Instructions for the task: Repeat exactly the lines running from the first line of the data to the line containing "const open = ref(true)", both ends included, and nothing else; drop the pictures.

Source excerpt:
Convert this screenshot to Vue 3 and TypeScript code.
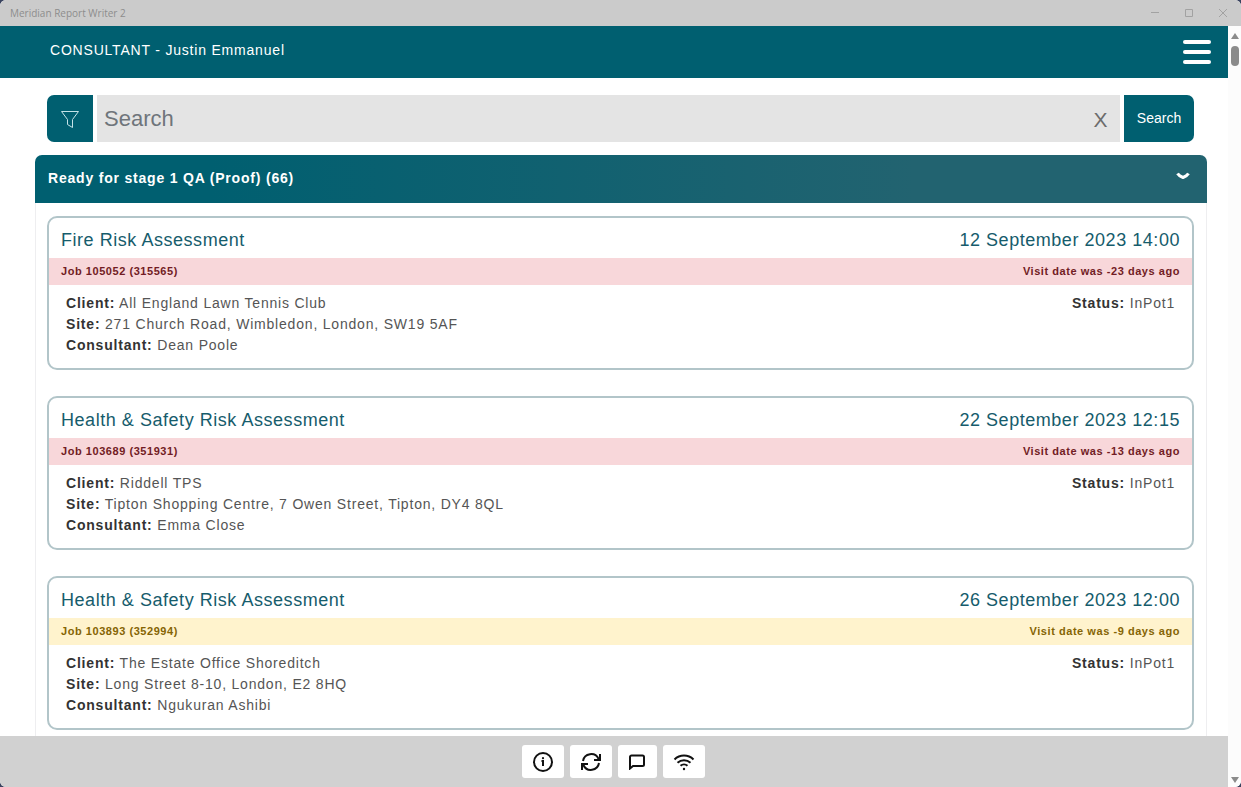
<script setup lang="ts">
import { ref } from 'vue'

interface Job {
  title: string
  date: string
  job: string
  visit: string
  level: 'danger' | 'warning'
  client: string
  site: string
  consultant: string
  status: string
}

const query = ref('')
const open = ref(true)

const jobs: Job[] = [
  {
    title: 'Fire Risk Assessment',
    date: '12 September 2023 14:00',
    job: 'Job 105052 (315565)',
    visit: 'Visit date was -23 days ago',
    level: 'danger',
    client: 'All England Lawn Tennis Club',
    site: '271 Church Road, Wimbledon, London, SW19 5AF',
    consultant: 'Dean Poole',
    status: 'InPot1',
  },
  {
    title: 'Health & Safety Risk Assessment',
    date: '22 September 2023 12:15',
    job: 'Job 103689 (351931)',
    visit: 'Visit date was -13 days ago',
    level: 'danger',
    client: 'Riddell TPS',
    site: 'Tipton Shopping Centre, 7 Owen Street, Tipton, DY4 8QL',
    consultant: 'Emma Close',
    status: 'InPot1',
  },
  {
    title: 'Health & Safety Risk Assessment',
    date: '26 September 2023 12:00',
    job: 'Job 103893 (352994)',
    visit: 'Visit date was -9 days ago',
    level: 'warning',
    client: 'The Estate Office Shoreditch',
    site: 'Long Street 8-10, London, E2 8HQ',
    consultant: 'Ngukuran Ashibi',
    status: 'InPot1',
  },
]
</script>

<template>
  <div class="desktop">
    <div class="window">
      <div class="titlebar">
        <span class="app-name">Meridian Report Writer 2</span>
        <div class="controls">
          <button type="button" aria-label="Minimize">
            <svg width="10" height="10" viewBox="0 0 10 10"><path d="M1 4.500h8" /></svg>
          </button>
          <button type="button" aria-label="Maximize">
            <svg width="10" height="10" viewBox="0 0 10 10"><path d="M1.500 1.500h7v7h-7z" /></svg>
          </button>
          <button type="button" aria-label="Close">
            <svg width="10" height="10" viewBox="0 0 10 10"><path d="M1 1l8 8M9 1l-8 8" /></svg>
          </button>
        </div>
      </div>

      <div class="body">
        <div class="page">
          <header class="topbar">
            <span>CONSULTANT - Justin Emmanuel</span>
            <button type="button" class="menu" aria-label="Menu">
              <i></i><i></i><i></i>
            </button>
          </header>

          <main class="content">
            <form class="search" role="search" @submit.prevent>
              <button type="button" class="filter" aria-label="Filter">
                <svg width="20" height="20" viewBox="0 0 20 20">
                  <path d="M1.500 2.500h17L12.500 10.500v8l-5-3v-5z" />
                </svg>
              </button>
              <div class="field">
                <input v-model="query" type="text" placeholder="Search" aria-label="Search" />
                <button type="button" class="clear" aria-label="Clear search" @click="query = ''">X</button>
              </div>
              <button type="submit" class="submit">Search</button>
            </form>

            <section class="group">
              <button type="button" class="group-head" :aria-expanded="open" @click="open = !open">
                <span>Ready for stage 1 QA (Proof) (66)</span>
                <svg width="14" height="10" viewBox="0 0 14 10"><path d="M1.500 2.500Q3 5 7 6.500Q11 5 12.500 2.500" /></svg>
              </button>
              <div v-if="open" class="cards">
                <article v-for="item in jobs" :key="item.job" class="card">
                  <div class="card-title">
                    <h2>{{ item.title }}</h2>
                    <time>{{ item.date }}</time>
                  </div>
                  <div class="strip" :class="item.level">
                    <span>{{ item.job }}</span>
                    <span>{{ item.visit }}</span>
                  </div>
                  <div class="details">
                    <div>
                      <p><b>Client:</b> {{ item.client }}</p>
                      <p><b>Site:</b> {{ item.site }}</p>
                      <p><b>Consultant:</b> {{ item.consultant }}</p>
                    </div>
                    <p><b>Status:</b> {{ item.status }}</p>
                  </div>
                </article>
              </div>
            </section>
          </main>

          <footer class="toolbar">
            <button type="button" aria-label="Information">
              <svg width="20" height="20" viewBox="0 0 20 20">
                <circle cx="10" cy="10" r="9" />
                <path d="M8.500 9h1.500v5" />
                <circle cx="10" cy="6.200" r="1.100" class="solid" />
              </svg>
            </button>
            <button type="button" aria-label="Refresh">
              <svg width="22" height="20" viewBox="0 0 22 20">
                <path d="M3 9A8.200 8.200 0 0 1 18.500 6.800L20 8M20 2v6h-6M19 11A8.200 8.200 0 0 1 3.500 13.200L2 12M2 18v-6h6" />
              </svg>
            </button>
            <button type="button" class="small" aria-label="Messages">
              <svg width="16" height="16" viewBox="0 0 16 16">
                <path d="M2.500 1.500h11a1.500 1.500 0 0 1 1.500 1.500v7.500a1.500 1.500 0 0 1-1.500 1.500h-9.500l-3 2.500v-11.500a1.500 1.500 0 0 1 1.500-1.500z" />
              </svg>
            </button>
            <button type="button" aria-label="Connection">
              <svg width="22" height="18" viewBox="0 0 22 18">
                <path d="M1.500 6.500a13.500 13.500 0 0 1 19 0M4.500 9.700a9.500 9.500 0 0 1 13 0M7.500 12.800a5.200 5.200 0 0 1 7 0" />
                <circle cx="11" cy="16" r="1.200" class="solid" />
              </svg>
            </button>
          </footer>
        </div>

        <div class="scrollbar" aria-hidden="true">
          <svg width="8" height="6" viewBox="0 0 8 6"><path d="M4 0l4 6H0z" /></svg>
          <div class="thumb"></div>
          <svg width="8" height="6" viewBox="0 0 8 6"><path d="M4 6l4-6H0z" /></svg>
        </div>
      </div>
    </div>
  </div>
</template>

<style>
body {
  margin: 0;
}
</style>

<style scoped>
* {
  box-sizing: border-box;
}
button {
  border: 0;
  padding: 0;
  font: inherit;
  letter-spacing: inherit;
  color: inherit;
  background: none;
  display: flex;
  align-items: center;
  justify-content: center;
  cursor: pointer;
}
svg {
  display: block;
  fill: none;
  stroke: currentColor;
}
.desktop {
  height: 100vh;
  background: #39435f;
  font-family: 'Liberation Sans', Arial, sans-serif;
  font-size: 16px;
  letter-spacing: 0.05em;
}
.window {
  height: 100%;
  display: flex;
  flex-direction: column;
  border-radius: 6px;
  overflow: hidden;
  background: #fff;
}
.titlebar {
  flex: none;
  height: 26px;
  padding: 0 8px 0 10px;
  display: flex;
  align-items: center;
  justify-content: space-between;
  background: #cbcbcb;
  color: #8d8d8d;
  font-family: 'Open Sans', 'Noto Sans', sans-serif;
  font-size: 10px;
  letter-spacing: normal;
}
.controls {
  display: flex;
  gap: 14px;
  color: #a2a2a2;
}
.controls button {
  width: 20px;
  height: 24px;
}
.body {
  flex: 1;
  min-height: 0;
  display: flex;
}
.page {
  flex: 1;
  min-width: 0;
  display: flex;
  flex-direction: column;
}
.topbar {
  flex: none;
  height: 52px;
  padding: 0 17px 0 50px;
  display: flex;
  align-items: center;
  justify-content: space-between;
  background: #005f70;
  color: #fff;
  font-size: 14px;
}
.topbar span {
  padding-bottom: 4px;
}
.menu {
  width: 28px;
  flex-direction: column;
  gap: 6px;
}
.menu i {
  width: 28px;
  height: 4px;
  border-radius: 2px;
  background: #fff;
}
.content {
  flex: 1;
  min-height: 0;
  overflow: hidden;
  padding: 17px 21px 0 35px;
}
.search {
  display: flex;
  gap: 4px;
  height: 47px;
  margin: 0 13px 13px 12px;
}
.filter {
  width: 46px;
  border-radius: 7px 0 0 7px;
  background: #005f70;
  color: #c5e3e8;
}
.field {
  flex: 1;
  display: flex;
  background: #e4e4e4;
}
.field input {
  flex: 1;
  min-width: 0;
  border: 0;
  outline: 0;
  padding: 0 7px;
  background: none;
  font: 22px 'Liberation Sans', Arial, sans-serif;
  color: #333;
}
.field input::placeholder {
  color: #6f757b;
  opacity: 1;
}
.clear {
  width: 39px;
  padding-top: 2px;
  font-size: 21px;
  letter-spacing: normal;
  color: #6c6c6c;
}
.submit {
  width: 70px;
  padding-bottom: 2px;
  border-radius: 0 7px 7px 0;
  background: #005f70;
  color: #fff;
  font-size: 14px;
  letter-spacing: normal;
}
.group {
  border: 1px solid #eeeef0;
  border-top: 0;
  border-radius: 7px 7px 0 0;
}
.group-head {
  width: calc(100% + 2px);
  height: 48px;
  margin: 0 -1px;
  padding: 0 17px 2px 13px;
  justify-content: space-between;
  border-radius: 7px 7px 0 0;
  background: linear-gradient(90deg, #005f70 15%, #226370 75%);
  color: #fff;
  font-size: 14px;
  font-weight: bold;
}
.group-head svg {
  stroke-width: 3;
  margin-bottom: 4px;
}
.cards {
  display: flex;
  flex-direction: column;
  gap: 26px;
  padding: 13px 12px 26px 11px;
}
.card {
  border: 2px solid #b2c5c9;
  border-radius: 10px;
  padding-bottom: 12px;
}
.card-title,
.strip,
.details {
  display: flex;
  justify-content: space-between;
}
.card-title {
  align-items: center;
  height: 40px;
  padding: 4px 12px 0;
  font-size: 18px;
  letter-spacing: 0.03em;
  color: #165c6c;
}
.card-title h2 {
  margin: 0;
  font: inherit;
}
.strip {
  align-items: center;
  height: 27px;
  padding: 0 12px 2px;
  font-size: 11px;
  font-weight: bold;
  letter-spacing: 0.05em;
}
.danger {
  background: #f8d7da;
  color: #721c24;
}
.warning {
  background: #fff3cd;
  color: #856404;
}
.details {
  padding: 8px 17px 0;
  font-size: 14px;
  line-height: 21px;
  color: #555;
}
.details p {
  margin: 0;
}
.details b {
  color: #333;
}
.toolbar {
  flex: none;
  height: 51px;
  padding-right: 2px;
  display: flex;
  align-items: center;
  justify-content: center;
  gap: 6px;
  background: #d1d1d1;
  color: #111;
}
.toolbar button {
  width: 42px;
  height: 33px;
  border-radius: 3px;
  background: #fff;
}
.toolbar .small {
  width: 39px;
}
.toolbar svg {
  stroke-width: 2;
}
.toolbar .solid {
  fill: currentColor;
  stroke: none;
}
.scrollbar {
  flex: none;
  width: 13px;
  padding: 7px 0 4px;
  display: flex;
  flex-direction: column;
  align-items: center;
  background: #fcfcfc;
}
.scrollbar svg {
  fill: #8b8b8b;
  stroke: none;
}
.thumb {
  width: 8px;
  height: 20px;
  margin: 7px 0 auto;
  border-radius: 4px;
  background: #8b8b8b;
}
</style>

Solution:
Convert this screenshot to Vue 3 and TypeScript code.
<script setup lang="ts">
import { ref } from 'vue'

interface Job {
  title: string
  date: string
  job: string
  visit: string
  level: 'danger' | 'warning'
  client: string
  site: string
  consultant: string
  status: string
}

const query = ref('')
const open = ref(true)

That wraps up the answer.